▶ _Prompt_: Check every line of the data below for the string "styled", and copy the ones that hold it.

▶ _Given information_:
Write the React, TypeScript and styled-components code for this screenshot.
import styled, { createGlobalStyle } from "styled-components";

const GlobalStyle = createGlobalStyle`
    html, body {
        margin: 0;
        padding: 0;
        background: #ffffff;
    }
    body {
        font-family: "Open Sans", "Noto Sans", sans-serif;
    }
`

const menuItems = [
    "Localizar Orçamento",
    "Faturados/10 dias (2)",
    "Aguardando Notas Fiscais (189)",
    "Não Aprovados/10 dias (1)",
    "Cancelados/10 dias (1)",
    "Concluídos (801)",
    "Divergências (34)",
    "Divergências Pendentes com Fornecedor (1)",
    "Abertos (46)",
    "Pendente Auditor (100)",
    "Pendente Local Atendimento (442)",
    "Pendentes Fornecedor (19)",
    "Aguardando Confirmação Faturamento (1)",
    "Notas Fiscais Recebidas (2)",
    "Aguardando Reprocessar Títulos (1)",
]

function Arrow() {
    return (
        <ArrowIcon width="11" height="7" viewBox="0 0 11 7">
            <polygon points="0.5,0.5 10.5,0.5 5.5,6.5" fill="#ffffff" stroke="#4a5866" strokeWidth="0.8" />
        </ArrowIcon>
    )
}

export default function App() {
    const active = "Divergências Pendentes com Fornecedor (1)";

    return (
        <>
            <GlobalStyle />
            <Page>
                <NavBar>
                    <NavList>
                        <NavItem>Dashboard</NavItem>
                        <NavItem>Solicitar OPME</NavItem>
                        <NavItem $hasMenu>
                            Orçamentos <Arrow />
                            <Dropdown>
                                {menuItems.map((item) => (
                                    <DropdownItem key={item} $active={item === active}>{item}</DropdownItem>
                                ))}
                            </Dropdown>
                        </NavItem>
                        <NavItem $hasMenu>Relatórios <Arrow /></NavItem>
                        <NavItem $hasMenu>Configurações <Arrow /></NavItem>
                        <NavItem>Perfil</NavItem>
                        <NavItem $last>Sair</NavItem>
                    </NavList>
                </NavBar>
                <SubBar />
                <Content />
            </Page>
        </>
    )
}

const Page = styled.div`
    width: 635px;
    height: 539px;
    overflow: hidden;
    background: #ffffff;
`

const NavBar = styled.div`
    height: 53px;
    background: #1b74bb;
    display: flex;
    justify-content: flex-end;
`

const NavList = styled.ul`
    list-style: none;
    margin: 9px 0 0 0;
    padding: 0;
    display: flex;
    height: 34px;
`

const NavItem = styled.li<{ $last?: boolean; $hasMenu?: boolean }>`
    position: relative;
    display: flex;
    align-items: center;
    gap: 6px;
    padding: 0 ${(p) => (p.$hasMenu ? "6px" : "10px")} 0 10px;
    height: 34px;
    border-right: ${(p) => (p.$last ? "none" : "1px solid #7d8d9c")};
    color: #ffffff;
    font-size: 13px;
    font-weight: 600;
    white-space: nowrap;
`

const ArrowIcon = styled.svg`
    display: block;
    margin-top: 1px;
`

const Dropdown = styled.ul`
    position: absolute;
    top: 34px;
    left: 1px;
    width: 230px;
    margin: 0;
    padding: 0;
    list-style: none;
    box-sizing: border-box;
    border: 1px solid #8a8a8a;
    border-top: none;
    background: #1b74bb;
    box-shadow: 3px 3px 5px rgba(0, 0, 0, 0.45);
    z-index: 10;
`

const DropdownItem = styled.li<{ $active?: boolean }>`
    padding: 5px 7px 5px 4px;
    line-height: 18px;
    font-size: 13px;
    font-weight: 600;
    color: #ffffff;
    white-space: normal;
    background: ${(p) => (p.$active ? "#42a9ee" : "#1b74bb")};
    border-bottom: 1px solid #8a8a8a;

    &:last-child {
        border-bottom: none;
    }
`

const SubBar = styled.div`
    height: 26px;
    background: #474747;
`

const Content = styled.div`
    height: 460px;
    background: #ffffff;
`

▶ _Written response_:
Write the React, TypeScript and styled-components code for this screenshot.
import styled, { createGlobalStyle } from "styled-components";
const Page = styled.div`
const NavBar = styled.div`
const NavList = styled.ul`
const NavItem = styled.li<{ $last?: boolean; $hasMenu?: boolean }>`
const ArrowIcon = styled.svg`
const Dropdown = styled.ul`
const DropdownItem = styled.li<{ $active?: boolean }>`
const SubBar = styled.div`
const Content = styled.div`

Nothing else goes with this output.